Land, financing, and profit.
It should be obvious by now that the private sector cannot compete with the public sector's ability to build affordable housing. Government can effortlessly eliminate three costs land, financing, and profit by building on public land, financing construction with effectively zero-interest loans even compensating for inflation, and approving projects proposed by not-for-profit organizations.
Leaving open the opportunity for private sector developers to build for a high-end market sounds reasonable on the surface, but if they continue to operate, they will continue to drive down the availability and drive up the costs of two precious resources: tradespeople from iron workers to electricians, and all manner of construction materials.

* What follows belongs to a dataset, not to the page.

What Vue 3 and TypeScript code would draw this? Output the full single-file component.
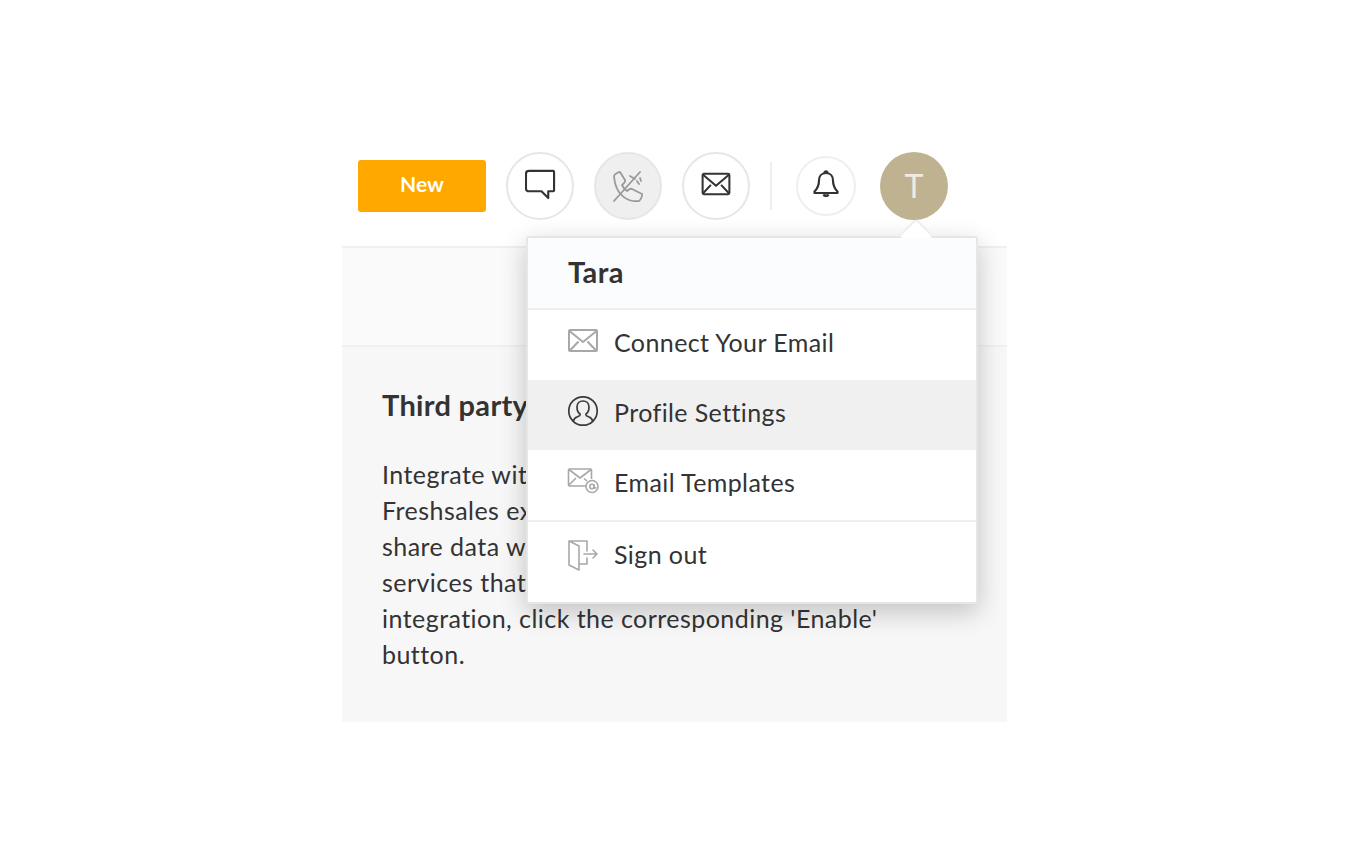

So many rent-seekers, from banks to REITs to municipalities to homeowners, depend financially on the deeply entrenched framing of housing as an appreciating asset that breaking with this model is politically very hard to do. But increasingly escalating housing prices swallow so many dollars as mortgages and rents and drain so much investment away from the productive economy, beggaring the tax base, that public spending on essential services, especially healthcare and education, has been progressively weakened for decades relative to how much is actually needed.
Getting people to agree to relinquish unfair advantages seems impossible, as the foundations of someone's worldview only change when one reaches a point in thinking about things where they want them to. No person besides oneself can make this happen. Certainly not a stranger.
Meanwhile, "Economics 101: Supply and Demand!" is not economics. It is a manipulative justification by self-interested parties to preserve a destructive status quo.